── Material
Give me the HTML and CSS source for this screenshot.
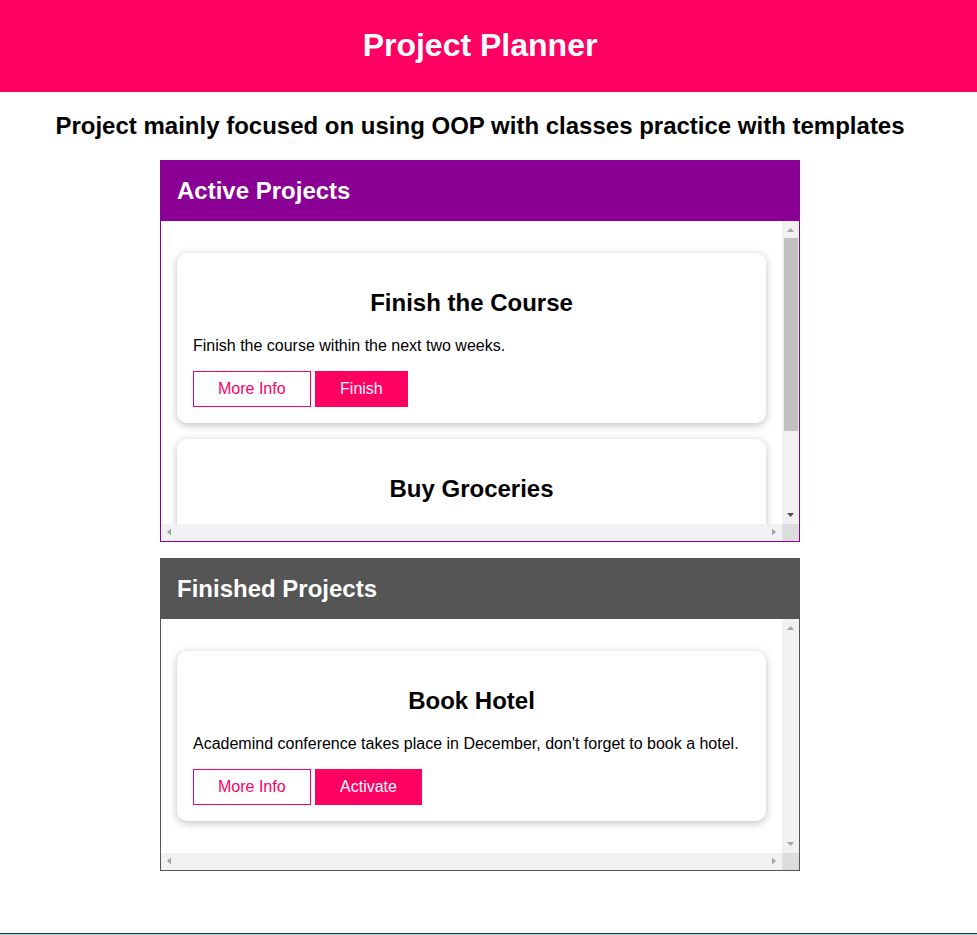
FILE: index.html
```html
<!DOCTYPE html>
<html lang="en">
<head>
<meta charset="utf-8">
<title>Project Planner</title>
<link rel="stylesheet" href="styles.css">
</head>
<body>
<header class="app-header">
  <h1>Project Planner</h1>
</header>
<main class="page">
  <h2 class="subtitle">Project mainly focused on using OOP with classes practice with templates</h2>
  <section class="projects active">
    <header class="projects-head"><h2>Active Projects</h2></header>
    <div class="list-frame">
      <ul class="project-list">
        <li class="card">
          <h2>Finish the Course</h2>
          <p>Finish the course within the next two weeks.</p>
          <button class="alt">More Info</button>
          <button>Finish</button>
        </li>
        <li class="card">
          <h2>Buy Groceries</h2>
          <p>Don't forget to pick up groceries today.</p>
          <button class="alt">More Info</button>
          <button>Finish</button>
        </li>
      </ul>
      <div class="vbar">
        <span class="sb-btn"><svg width="17" height="17" viewBox="0 0 17 17"><polygon points="5,11 12,11 8.5,7" fill="#a3a3a3"/></svg></span>
        <span class="sb-track"><span class="thumb"></span></span>
        <span class="sb-btn"><svg width="17" height="17" viewBox="0 0 17 17"><polygon points="5,6 12,6 8.5,10" fill="#505050"/></svg></span>
      </div>
      <div class="hbar">
        <span class="sb-btn"><svg width="17" height="17" viewBox="0 0 17 17"><polygon points="10,4.5 10,11.5 6,8" fill="#a3a3a3"/></svg></span>
        <span class="sb-track"></span>
        <span class="sb-btn"><svg width="17" height="17" viewBox="0 0 17 17"><polygon points="7,4.5 7,11.5 11,8" fill="#a3a3a3"/></svg></span>
      </div>
      <div class="corner"></div>
    </div>
  </section>
  <section class="projects finished">
    <header class="projects-head"><h2>Finished Projects</h2></header>
    <div class="list-frame">
      <ul class="project-list">
        <li class="card">
          <h2>Book Hotel</h2>
          <p>Academind conference takes place in December, don't forget to book a hotel.</p>
          <button class="alt">More Info</button>
          <button>Activate</button>
        </li>
      </ul>
      <div class="vbar">
        <span class="sb-btn"><svg width="17" height="17" viewBox="0 0 17 17"><polygon points="5,11 12,11 8.5,7" fill="#a3a3a3"/></svg></span>
        <span class="sb-track"></span>
        <span class="sb-btn"><svg width="17" height="17" viewBox="0 0 17 17"><polygon points="5,6 12,6 8.5,10" fill="#a3a3a3"/></svg></span>
      </div>
      <div class="hbar">
        <span class="sb-btn"><svg width="17" height="17" viewBox="0 0 17 17"><polygon points="10,4.5 10,11.5 6,8" fill="#a3a3a3"/></svg></span>
        <span class="sb-track"></span>
        <span class="sb-btn"><svg width="17" height="17" viewBox="0 0 17 17"><polygon points="7,4.5 7,11.5 11,8" fill="#a3a3a3"/></svg></span>
      </div>
      <div class="corner"></div>
    </div>
  </section>
</main>
<footer class="bottom-bar"></footer>
</body>
</html>
```
FILE: styles.css
```css
* { box-sizing: border-box; }
html, body { margin: 0; padding: 0; }
body {
  font-family: "Liberation Sans", Arial, sans-serif;
  color: #000;
  background: #fff;
}
.app-header {
  background: #ff0062;
  color: #fff;
  padding: 27px 17px 28px 0;
  text-align: center;
}
.app-header h1 {
  margin: 0;
  font-size: 32px;
  line-height: 37px;
}
.page {
  width: 960px;
  padding-bottom: 46px;
}
.subtitle {
  text-align: center;
  font-size: 24px;
  line-height: 28px;
  margin: 20px 0;
}
.projects {
  width: 640px;
  margin: 0 auto 16px 160px;
  border: 1px solid #8a0094;
}
.projects.finished { border-color: #555; }
.projects-head {
  background: #8a0094;
  color: #fff;
  padding: 16px;
}
.finished .projects-head { background: #555; }
.projects-head h2 {
  margin: 0;
  font-size: 24px;
  line-height: 28px;
}
.list-frame {
  display: grid;
  grid-template-columns: 1fr 17px;
  grid-template-rows: auto 17px;
}
.active .list-frame { grid-template-rows: 303px 17px; }
.project-list {
  list-style: none;
  margin: 0;
  padding: 16px;
  overflow: hidden;
}
.vbar {
  display: flex;
  flex-direction: column;
  background: #f1f1f1;
}
.hbar {
  display: flex;
  background: #f1f1f1;
}
.sb-btn {
  flex: 0 0 17px;
  width: 17px;
  height: 17px;
  display: block;
}
.sb-btn svg { display: block; }
.sb-track {
  flex: 1 1 auto;
  display: block;
  background: #f1f1f1;
}
.thumb {
  display: block;
  height: 193px;
  margin: 0 1px 0 2px;
  background: #c1c1c1;
}
.corner { background: #dcdcdc; }
.card {
  margin: 16px 0;
  padding: 16px;
  border-radius: 10px;
  box-shadow: 0 2px 8px rgba(0,0,0,0.26);
  background: #fff;
}
.card h2 {
  text-align: center;
  font-size: 24px;
  line-height: 28px;
  margin: 20px 0;
}
.card p {
  font-size: 16px;
  line-height: 18px;
  margin: 16px 0;
}
.card button {
  font: inherit;
  font-size: 16px;
  line-height: 18px;
  padding: 8px 24px;
  border: 1px solid #ff0062;
  background: #ff0062;
  color: #fff;
  cursor: pointer;
}
.card button.alt {
  background: #fff;
  color: #ff0062;
}
.bottom-bar {
  height: 2px;
  border-top: 1px solid #1f3436;
  background: #9fd9db;
}
```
────
What you are asked to do:
Make an exact copy of the listing above. Do not include the pictures.

Solution to this problem:
Give me the HTML and CSS source for this screenshot.
FILE: index.html
```html
<!DOCTYPE html>
<html lang="en">
<head>
<meta charset="utf-8">
<title>Project Planner</title>
<link rel="stylesheet" href="styles.css">
</head>
<body>
<header class="app-header">
  <h1>Project Planner</h1>
</header>
<main class="page">
  <h2 class="subtitle">Project mainly focused on using OOP with classes practice with templates</h2>
  <section class="projects active">
    <header class="projects-head"><h2>Active Projects</h2></header>
    <div class="list-frame">
      <ul class="project-list">
        <li class="card">
          <h2>Finish the Course</h2>
          <p>Finish the course within the next two weeks.</p>
          <button class="alt">More Info</button>
          <button>Finish</button>
        </li>
        <li class="card">
          <h2>Buy Groceries</h2>
          <p>Don't forget to pick up groceries today.</p>
          <button class="alt">More Info</button>
          <button>Finish</button>
        </li>
      </ul>
      <div class="vbar">
        <span class="sb-btn"><svg width="17" height="17" viewBox="0 0 17 17"><polygon points="5,11 12,11 8.5,7" fill="#a3a3a3"/></svg></span>
        <span class="sb-track"><span class="thumb"></span></span>
        <span class="sb-btn"><svg width="17" height="17" viewBox="0 0 17 17"><polygon points="5,6 12,6 8.5,10" fill="#505050"/></svg></span>
      </div>
      <div class="hbar">
        <span class="sb-btn"><svg width="17" height="17" viewBox="0 0 17 17"><polygon points="10,4.5 10,11.5 6,8" fill="#a3a3a3"/></svg></span>
        <span class="sb-track"></span>
        <span class="sb-btn"><svg width="17" height="17" viewBox="0 0 17 17"><polygon points="7,4.5 7,11.5 11,8" fill="#a3a3a3"/></svg></span>
      </div>
      <div class="corner"></div>
    </div>
  </section>
  <section class="projects finished">
    <header class="projects-head"><h2>Finished Projects</h2></header>
    <div class="list-frame">
      <ul class="project-list">
        <li class="card">
          <h2>Book Hotel</h2>
          <p>Academind conference takes place in December, don't forget to book a hotel.</p>
          <button class="alt">More Info</button>
          <button>Activate</button>
        </li>
      </ul>
      <div class="vbar">
        <span class="sb-btn"><svg width="17" height="17" viewBox="0 0 17 17"><polygon points="5,11 12,11 8.5,7" fill="#a3a3a3"/></svg></span>
        <span class="sb-track"></span>
        <span class="sb-btn"><svg width="17" height="17" viewBox="0 0 17 17"><polygon points="5,6 12,6 8.5,10" fill="#a3a3a3"/></svg></span>
      </div>
      <div class="hbar">
        <span class="sb-btn"><svg width="17" height="17" viewBox="0 0 17 17"><polygon points="10,4.5 10,11.5 6,8" fill="#a3a3a3"/></svg></span>
        <span class="sb-track"></span>
        <span class="sb-btn"><svg width="17" height="17" viewBox="0 0 17 17"><polygon points="7,4.5 7,11.5 11,8" fill="#a3a3a3"/></svg></span>
      </div>
      <div class="corner"></div>
    </div>
  </section>
</main>
<footer class="bottom-bar"></footer>
</body>
</html>
```
FILE: styles.css
```css
* { box-sizing: border-box; }
html, body { margin: 0; padding: 0; }
body {
  font-family: "Liberation Sans", Arial, sans-serif;
  color: #000;
  background: #fff;
}
.app-header {
  background: #ff0062;
  color: #fff;
  padding: 27px 17px 28px 0;
  text-align: center;
}
.app-header h1 {
  margin: 0;
  font-size: 32px;
  line-height: 37px;
}
.page {
  width: 960px;
  padding-bottom: 46px;
}
.subtitle {
  text-align: center;
  font-size: 24px;
  line-height: 28px;
  margin: 20px 0;
}
.projects {
  width: 640px;
  margin: 0 auto 16px 160px;
  border: 1px solid #8a0094;
}
.projects.finished { border-color: #555; }
.projects-head {
  background: #8a0094;
  color: #fff;
  padding: 16px;
}
.finished .projects-head { background: #555; }
.projects-head h2 {
  margin: 0;
  font-size: 24px;
  line-height: 28px;
}
.list-frame {
  display: grid;
  grid-template-columns: 1fr 17px;
  grid-template-rows: auto 17px;
}
.active .list-frame { grid-template-rows: 303px 17px; }
.project-list {
  list-style: none;
  margin: 0;
  padding: 16px;
  overflow: hidden;
}
.vbar {
  display: flex;
  flex-direction: column;
  background: #f1f1f1;
}
.hbar {
  display: flex;
  background: #f1f1f1;
}
.sb-btn {
  flex: 0 0 17px;
  width: 17px;
  height: 17px;
  display: block;
}
.sb-btn svg { display: block; }
.sb-track {
  flex: 1 1 auto;
  display: block;
  background: #f1f1f1;
}
.thumb {
  display: block;
  height: 193px;
  margin: 0 1px 0 2px;
  background: #c1c1c1;
}
.corner { background: #dcdcdc; }
.card {
  margin: 16px 0;
  padding: 16px;
  border-radius: 10px;
  box-shadow: 0 2px 8px rgba(0,0,0,0.26);
  background: #fff;
}
.card h2 {
  text-align: center;
  font-size: 24px;
  line-height: 28px;
  margin: 20px 0;
}
.card p {
  font-size: 16px;
  line-height: 18px;
  margin: 16px 0;
}
.card button {
  font: inherit;
  font-size: 16px;
  line-height: 18px;
  padding: 8px 24px;
  border: 1px solid #ff0062;
  background: #ff0062;
  color: #fff;
  cursor: pointer;
}
.card button.alt {
  background: #fff;
  color: #ff0062;
}
.bottom-bar {
  height: 2px;
  border-top: 1px solid #1f3436;
  background: #9fd9db;
}
```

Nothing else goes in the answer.